> [Work to complete] Leave out any pictures and transcribe all other data below exactly.

━━ Data extract ━━

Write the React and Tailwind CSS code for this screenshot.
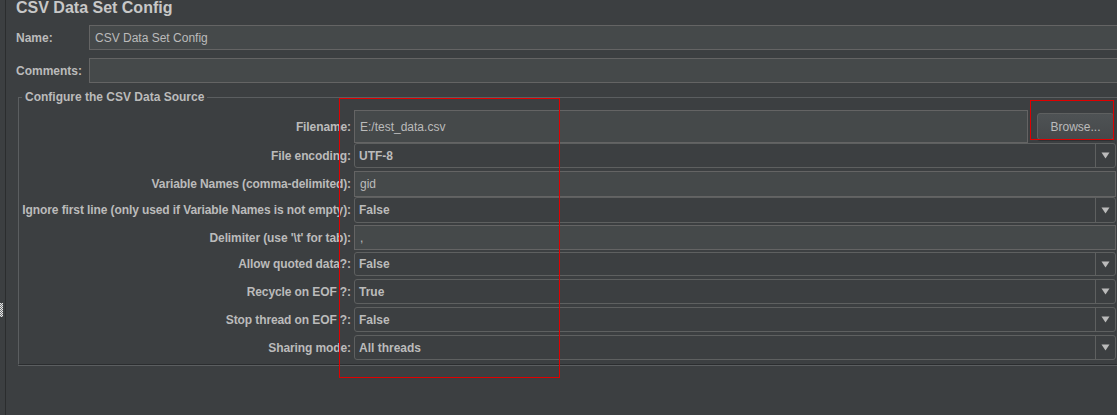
import React from "react";

const rows = [
    { label: "Filename:", type: "file", value: "E:/test_data.csv", h: "h-[33px]", mt: "mt-[6px]" },
    { label: "File encoding:", type: "combo", value: "UTF-8", h: "h-[25px]", mt: "mt-0" },
    { label: "Variable Names (comma-delimited):", type: "text", value: "gid", h: "h-[26px]", mt: "mt-[3px]" },
    { label: "Ignore first line (only used if Variable Names is not empty):", type: "combo", value: "False", h: "h-[26px]", mt: "mt-0" },
    { label: "Delimiter (use '\\t' for tab):", type: "text", value: ",", h: "h-[25px]", mt: "mt-[2px]" },
    { label: "Allow quoted data?:", type: "combo", value: "False", h: "h-[24px]", mt: "mt-[2px]" },
    { label: "Recycle on EOF ?:", type: "combo", value: "True", h: "h-[25px]", mt: "mt-[3px]" },
    { label: "Stop thread on EOF ?:", type: "combo", value: "False", h: "h-[25px]", mt: "mt-[3px]" },
    { label: "Sharing mode:", type: "combo", value: "All threads", h: "h-[25px]", mt: "mt-[3px]" },
];

function TextField({ value, className = "" }) {
    return (
        <div className={"flex items-center h-full bg-[#45494a] border border-[#646464] pl-[5px] text-[12px] text-[#bbbbbb] whitespace-nowrap " + className}>
            {value}
        </div>
    );
}

function Combo({ value }) {
    return (
        <div className="flex items-stretch flex-1 h-full border border-[#5e6060] rounded-[3px] bg-[#3c3f41]">
            <div className="flex-1 flex items-center pl-[4px] text-[12px] font-bold text-[#bbbbbb] whitespace-nowrap">{value}</div>
            <div className="w-[20px] border-l border-[#5e6060] flex items-center justify-center">
                <svg width="9" height="7" viewBox="0 0 9 7">
                    <path d="M0.5 0.5 L8.5 0.5 L4.5 6.5 Z" fill="#bbbbbb" />
                </svg>
            </div>
        </div>
    );
}

function Grip() {
    const cells = [];
    for (let y = 0; y < 14; y++) {
        for (let x = 0; x < 3; x++) {
            cells.push(
                <rect key={x + "-" + y} x={x} y={y} width="1" height="1" fill={(x + y) % 2 === 0 ? "#e6e6e6" : "#6f7274"} />
            );
        }
    }
    return (
        <svg width="3" height="14" viewBox="0 0 3 14" className="mt-[303px]">
            {cells}
        </svg>
    );
}

export default function App() {
    return (
        <div className="relative w-[1117px] h-[415px] overflow-hidden bg-[#3c3f41] flex font-['Liberation_Sans',Arial,sans-serif] text-[#bbbbbb]">
            <div className="w-[5px] shrink-0">
                <Grip />
            </div>
            <div className="w-px shrink-0 bg-[#2b2d2e]"></div>

            <div className="w-[1120px] shrink-0 pl-[10px]">
                <div className="h-[15px] leading-[16px] text-[16px] font-bold text-[#c8c8c8] whitespace-nowrap">CSV Data Set Config</div>

                <div className="flex items-center h-[25px] mt-[10px]">
                    <div className="w-[73px] text-[12px] font-bold">Name:</div>
                    <TextField value="CSV Data Set Config" className="flex-1" />
                </div>
                <div className="flex items-center h-[25px] mt-[8px]">
                    <div className="w-[73px] text-[12px] font-bold">Comments:</div>
                    <TextField value="" className="flex-1" />
                </div>

                <fieldset className="ml-[2px] mt-[7px] w-[1100px] border border-[#5b5e60] border-b-[#2b2d2f] shadow-[0_1px_0_#5b5e60] pb-[4px]">
                    <legend className="ml-[3px] px-[3px] text-[12px] leading-[14px] font-bold">Configure the CSV Data Source</legend>
                    {rows.map((row) => (
                        <div key={row.label} className={"flex items-center pr-[1px] " + row.h + " " + row.mt}>
                            <div className="w-[335px] shrink-0 pr-[3px] text-right text-[12px] tracking-[-0.1px] font-bold whitespace-nowrap">{row.label}</div>
                            {row.type === "combo" && <Combo value={row.value} />}
                            {row.type === "text" && <TextField value={row.value} className="flex-1" />}
                            {row.type === "file" && (
                                <>
                                    <TextField value={row.value} className="flex-1" />
                                    <button className="ml-[9px] mr-[2px] w-[77px] h-[27px] rounded-[3px] border border-[#5e6060] bg-gradient-to-b from-[#4e5254] to-[#46494b] text-[12px] text-[#bbbbbb] shadow-[0_1px_0_#2f3133]">
                                        Browse...
                                    </button>
                                </>
                            )}
                        </div>
                    ))}
                </fieldset>
            </div>

            {/* red annotation boxes */}
            <div className="absolute left-[339px] top-[98px] w-[221px] h-[280px] border border-[#e00000]"></div>
            <div className="absolute left-[1030px] top-[100px] w-[84px] h-[40px] border border-[#e00000]"></div>
        </div>
    );
}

━━━

> [Complete response]
Write the React and Tailwind CSS code for this screenshot.
import React from "react";

const rows = [
    { label: "Filename:", type: "file", value: "E:/test_data.csv", h: "h-[33px]", mt: "mt-[6px]" },
    { label: "File encoding:", type: "combo", value: "UTF-8", h: "h-[25px]", mt: "mt-0" },
    { label: "Variable Names (comma-delimited):", type: "text", value: "gid", h: "h-[26px]", mt: "mt-[3px]" },
    { label: "Ignore first line (only used if Variable Names is not empty):", type: "combo", value: "False", h: "h-[26px]", mt: "mt-0" },
    { label: "Delimiter (use '\\t' for tab):", type: "text", value: ",", h: "h-[25px]", mt: "mt-[2px]" },
    { label: "Allow quoted data?:", type: "combo", value: "False", h: "h-[24px]", mt: "mt-[2px]" },
    { label: "Recycle on EOF ?:", type: "combo", value: "True", h: "h-[25px]", mt: "mt-[3px]" },
    { label: "Stop thread on EOF ?:", type: "combo", value: "False", h: "h-[25px]", mt: "mt-[3px]" },
    { label: "Sharing mode:", type: "combo", value: "All threads", h: "h-[25px]", mt: "mt-[3px]" },
];

function TextField({ value, className = "" }) {
    return (
        <div className={"flex items-center h-full bg-[#45494a] border border-[#646464] pl-[5px] text-[12px] text-[#bbbbbb] whitespace-nowrap " + className}>
            {value}
        </div>
    );
}

function Combo({ value }) {
    return (
        <div className="flex items-stretch flex-1 h-full border border-[#5e6060] rounded-[3px] bg-[#3c3f41]">
            <div className="flex-1 flex items-center pl-[4px] text-[12px] font-bold text-[#bbbbbb] whitespace-nowrap">{value}</div>
            <div className="w-[20px] border-l border-[#5e6060] flex items-center justify-center">
                <svg width="9" height="7" viewBox="0 0 9 7">
                    <path d="M0.5 0.5 L8.5 0.5 L4.5 6.5 Z" fill="#bbbbbb" />
                </svg>
            </div>
        </div>
    );
}

function Grip() {
    const cells = [];
    for (let y = 0; y < 14; y++) {
        for (let x = 0; x < 3; x++) {
            cells.push(
                <rect key={x + "-" + y} x={x} y={y} width="1" height="1" fill={(x + y) % 2 === 0 ? "#e6e6e6" : "#6f7274"} />
            );
        }
    }
    return (
        <svg width="3" height="14" viewBox="0 0 3 14" className="mt-[303px]">
            {cells}
        </svg>
    );
}

export default function App() {
    return (
        <div className="relative w-[1117px] h-[415px] overflow-hidden bg-[#3c3f41] flex font-['Liberation_Sans',Arial,sans-serif] text-[#bbbbbb]">
            <div className="w-[5px] shrink-0">
                <Grip />
            </div>
            <div className="w-px shrink-0 bg-[#2b2d2e]"></div>

            <div className="w-[1120px] shrink-0 pl-[10px]">
                <div className="h-[15px] leading-[16px] text-[16px] font-bold text-[#c8c8c8] whitespace-nowrap">CSV Data Set Config</div>

                <div className="flex items-center h-[25px] mt-[10px]">
                    <div className="w-[73px] text-[12px] font-bold">Name:</div>
                    <TextField value="CSV Data Set Config" className="flex-1" />
                </div>
                <div className="flex items-center h-[25px] mt-[8px]">
                    <div className="w-[73px] text-[12px] font-bold">Comments:</div>
                    <TextField value="" className="flex-1" />
                </div>

                <fieldset className="ml-[2px] mt-[7px] w-[1100px] border border-[#5b5e60] border-b-[#2b2d2f] shadow-[0_1px_0_#5b5e60] pb-[4px]">
                    <legend className="ml-[3px] px-[3px] text-[12px] leading-[14px] font-bold">Configure the CSV Data Source</legend>
                    {rows.map((row) => (
                        <div key={row.label} className={"flex items-center pr-[1px] " + row.h + " " + row.mt}>
                            <div className="w-[335px] shrink-0 pr-[3px] text-right text-[12px] tracking-[-0.1px] font-bold whitespace-nowrap">{row.label}</div>
                            {row.type === "combo" && <Combo value={row.value} />}
                            {row.type === "text" && <TextField value={row.value} className="flex-1" />}
                            {row.type === "file" && (
                                <>
                                    <TextField value={row.value} className="flex-1" />
                                    <button className="ml-[9px] mr-[2px] w-[77px] h-[27px] rounded-[3px] border border-[#5e6060] bg-gradient-to-b from-[#4e5254] to-[#46494b] text-[12px] text-[#bbbbbb] shadow-[0_1px_0_#2f3133]">
                                        Browse...
                                    </button>
                                </>
                            )}
                        </div>
                    ))}
                </fieldset>
            </div>

            {/* red annotation boxes */}
            <div className="absolute left-[339px] top-[98px] w-[221px] h-[280px] border border-[#e00000]"></div>
            <div className="absolute left-[1030px] top-[100px] w-[84px] h-[40px] border border-[#e00000]"></div>
        </div>
    );
}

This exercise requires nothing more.